DATA LINES:
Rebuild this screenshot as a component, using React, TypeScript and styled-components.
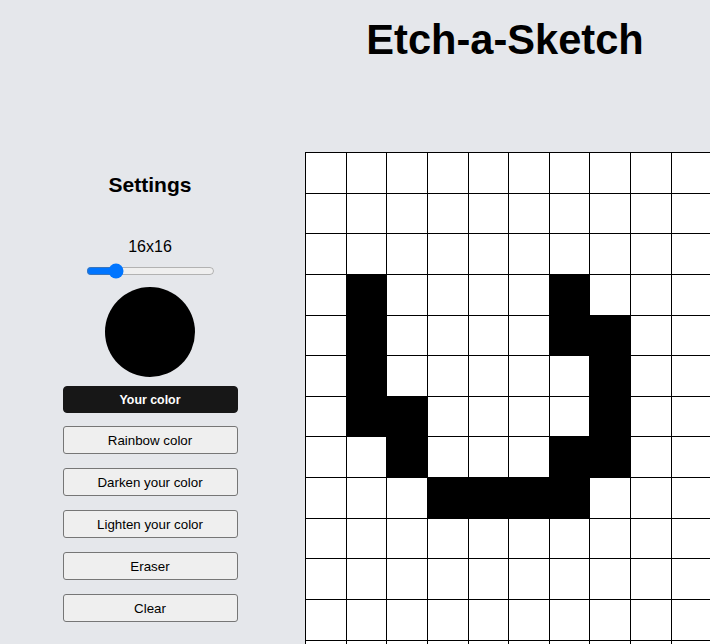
import React, { useState } from "react";
import styled, { createGlobalStyle } from "styled-components";

const Global = createGlobalStyle`
  html, body {
    margin: 0;
    padding: 0;
    background: #e5e7eb;
    overflow: hidden;
    font-family: "Liberation Sans", Arial, sans-serif;
    color: #000;
  }
`;

const Page = styled.div`
  display: flex;
  flex-direction: column;
  width: 710px;
`;

const Header = styled.header`
  display: grid;
  grid-template-columns: 300px 1fr;
  padding-top: 16px;
  height: 152px;
  box-sizing: border-box;
`;

const Title = styled.h1`
  grid-column: 2;
  margin: 0;
  text-align: center;
  font-size: 41.6px;
  line-height: 48px;
  font-weight: 700;
`;

const Main = styled.main`
  display: flex;
  align-items: flex-start;
  gap: 5px;
`;

const Sidebar = styled.aside`
  width: 300px;
  flex: none;
  display: flex;
  flex-direction: column;
  align-items: center;
`;

const SettingsTitle = styled.h2`
  margin: 21px 0 0;
  font-size: 21px;
  line-height: 24px;
  font-weight: 700;
`;

const SizeLabel = styled.div`
  margin-top: 41px;
  font-size: 16px;
  line-height: 18px;
`;

const Slider = styled.input`
  margin: 7px 0 0;
  width: 129px;
  height: 16px;
  accent-color: #0075ff;
`;

const Swatch = styled.div<{ $color: string }>`
  margin-top: 8px;
  width: 90px;
  height: 90px;
  border-radius: 50%;
  background: ${(p) => p.$color};
`;

const ButtonList = styled.div`
  margin-top: 9px;
  display: flex;
  flex-direction: column;
  gap: 14px;
`;

const ModeButton = styled.button<{ $active?: boolean }>`
  width: 175px;
  height: ${(p) => (p.$active ? "27px" : "28px")};
  margin-bottom: ${(p) => (p.$active ? "-1px" : "0")};
  box-sizing: border-box;
  font-family: "Liberation Sans", Arial, sans-serif;
  font-size: ${(p) => (p.$active ? "12.4px" : "13.33px")};
  cursor: pointer;
  padding: 0;
  border: 1px solid ${(p) => (p.$active ? "#171717" : "#767676")};
  background: ${(p) => (p.$active ? "#171717" : "#efefef")};
  color: ${(p) => (p.$active ? "#fff" : "#000")};
  font-weight: ${(p) => (p.$active ? 700 : 400)};
  border-radius: ${(p) => (p.$active ? "4px" : "3px")};
`;

const Board = styled.div<{ $size: number }>`
  flex: none;
  width: 651px;
  height: 651px;
  box-sizing: border-box;
  padding: 1px;
  background: #000;
  display: grid;
  grid-template-columns: repeat(${(p) => p.$size}, 1fr);
  grid-template-rows: repeat(${(p) => p.$size}, 1fr);
  gap: 1px;
`;

const Cell = styled.div<{ $filled: boolean }>`
  background: ${(p) => (p.$filled ? "#000" : "#fff")};
`;

const filledCells = new Set<string>([
  "3-1", "3-6",
  "4-1", "4-6", "4-7",
  "5-1", "5-7",
  "6-1", "6-2", "6-7",
  "7-2", "7-6", "7-7",
  "8-3", "8-4", "8-5", "8-6",
]);

const modes = [
  "Your color",
  "Rainbow color",
  "Darken your color",
  "Lighten your color",
  "Eraser",
  "Clear",
];

export default function App() {
  const [size, setSize] = useState(16);
  const [mode, setMode] = useState("Your color");
  const cells = [];
  for (let r = 0; r < size; r++) {
    for (let c = 0; c < size; c++) {
      cells.push(<Cell key={`${r}-${c}`} $filled={size === 16 && filledCells.has(`${r}-${c}`)} />);
    }
  }
  return (
    <Page>
      <Global />
      <Header>
        <Title>Etch-a-Sketch</Title>
      </Header>
      <Main>
        <Sidebar>
          <SettingsTitle>Settings</SettingsTitle>
          <SizeLabel>
            {size}x{size}
          </SizeLabel>
          <Slider
            type="range"
            min={4}
            max={64}
            value={size}
            onChange={(e) => setSize(Number(e.target.value))}
          />
          <Swatch $color="#000000" />
          <ButtonList>
            {modes.map((m) => (
              <ModeButton key={m} $active={m === mode} onClick={() => setMode(m)}>
                {m}
              </ModeButton>
            ))}
          </ButtonList>
        </Sidebar>
        <Board $size={size}>{cells}</Board>
      </Main>
    </Page>
  );
}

REQUEST:
Leave out the pictures and give the listing above again exactly.

THE REPLY:
Rebuild this screenshot as a component, using React, TypeScript and styled-components.
import React, { useState } from "react";
import styled, { createGlobalStyle } from "styled-components";

const Global = createGlobalStyle`
  html, body {
    margin: 0;
    padding: 0;
    background: #e5e7eb;
    overflow: hidden;
    font-family: "Liberation Sans", Arial, sans-serif;
    color: #000;
  }
`;

const Page = styled.div`
  display: flex;
  flex-direction: column;
  width: 710px;
`;

const Header = styled.header`
  display: grid;
  grid-template-columns: 300px 1fr;
  padding-top: 16px;
  height: 152px;
  box-sizing: border-box;
`;

const Title = styled.h1`
  grid-column: 2;
  margin: 0;
  text-align: center;
  font-size: 41.6px;
  line-height: 48px;
  font-weight: 700;
`;

const Main = styled.main`
  display: flex;
  align-items: flex-start;
  gap: 5px;
`;

const Sidebar = styled.aside`
  width: 300px;
  flex: none;
  display: flex;
  flex-direction: column;
  align-items: center;
`;

const SettingsTitle = styled.h2`
  margin: 21px 0 0;
  font-size: 21px;
  line-height: 24px;
  font-weight: 700;
`;

const SizeLabel = styled.div`
  margin-top: 41px;
  font-size: 16px;
  line-height: 18px;
`;

const Slider = styled.input`
  margin: 7px 0 0;
  width: 129px;
  height: 16px;
  accent-color: #0075ff;
`;

const Swatch = styled.div<{ $color: string }>`
  margin-top: 8px;
  width: 90px;
  height: 90px;
  border-radius: 50%;
  background: ${(p) => p.$color};
`;

const ButtonList = styled.div`
  margin-top: 9px;
  display: flex;
  flex-direction: column;
  gap: 14px;
`;

const ModeButton = styled.button<{ $active?: boolean }>`
  width: 175px;
  height: ${(p) => (p.$active ? "27px" : "28px")};
  margin-bottom: ${(p) => (p.$active ? "-1px" : "0")};
  box-sizing: border-box;
  font-family: "Liberation Sans", Arial, sans-serif;
  font-size: ${(p) => (p.$active ? "12.4px" : "13.33px")};
  cursor: pointer;
  padding: 0;
  border: 1px solid ${(p) => (p.$active ? "#171717" : "#767676")};
  background: ${(p) => (p.$active ? "#171717" : "#efefef")};
  color: ${(p) => (p.$active ? "#fff" : "#000")};
  font-weight: ${(p) => (p.$active ? 700 : 400)};
  border-radius: ${(p) => (p.$active ? "4px" : "3px")};
`;

const Board = styled.div<{ $size: number }>`
  flex: none;
  width: 651px;
  height: 651px;
  box-sizing: border-box;
  padding: 1px;
  background: #000;
  display: grid;
  grid-template-columns: repeat(${(p) => p.$size}, 1fr);
  grid-template-rows: repeat(${(p) => p.$size}, 1fr);
  gap: 1px;
`;

const Cell = styled.div<{ $filled: boolean }>`
  background: ${(p) => (p.$filled ? "#000" : "#fff")};
`;

const filledCells = new Set<string>([
  "3-1", "3-6",
  "4-1", "4-6", "4-7",
  "5-1", "5-7",
  "6-1", "6-2", "6-7",
  "7-2", "7-6", "7-7",
  "8-3", "8-4", "8-5", "8-6",
]);

const modes = [
  "Your color",
  "Rainbow color",
  "Darken your color",
  "Lighten your color",
  "Eraser",
  "Clear",
];

export default function App() {
  const [size, setSize] = useState(16);
  const [mode, setMode] = useState("Your color");
  const cells = [];
  for (let r = 0; r < size; r++) {
    for (let c = 0; c < size; c++) {
      cells.push(<Cell key={`${r}-${c}`} $filled={size === 16 && filledCells.has(`${r}-${c}`)} />);
    }
  }
  return (
    <Page>
      <Global />
      <Header>
        <Title>Etch-a-Sketch</Title>
      </Header>
      <Main>
        <Sidebar>
          <SettingsTitle>Settings</SettingsTitle>
          <SizeLabel>
            {size}x{size}
          </SizeLabel>
          <Slider
            type="range"
            min={4}
            max={64}
            value={size}
            onChange={(e) => setSize(Number(e.target.value))}
          />
          <Swatch $color="#000000" />
          <ButtonList>
            {modes.map((m) => (
              <ModeButton key={m} $active={m === mode} onClick={() => setMode(m)}>
                {m}
              </ModeButton>
            ))}
          </ButtonList>
        </Sidebar>
        <Board $size={size}>{cells}</Board>
      </Main>
    </Page>
  );
}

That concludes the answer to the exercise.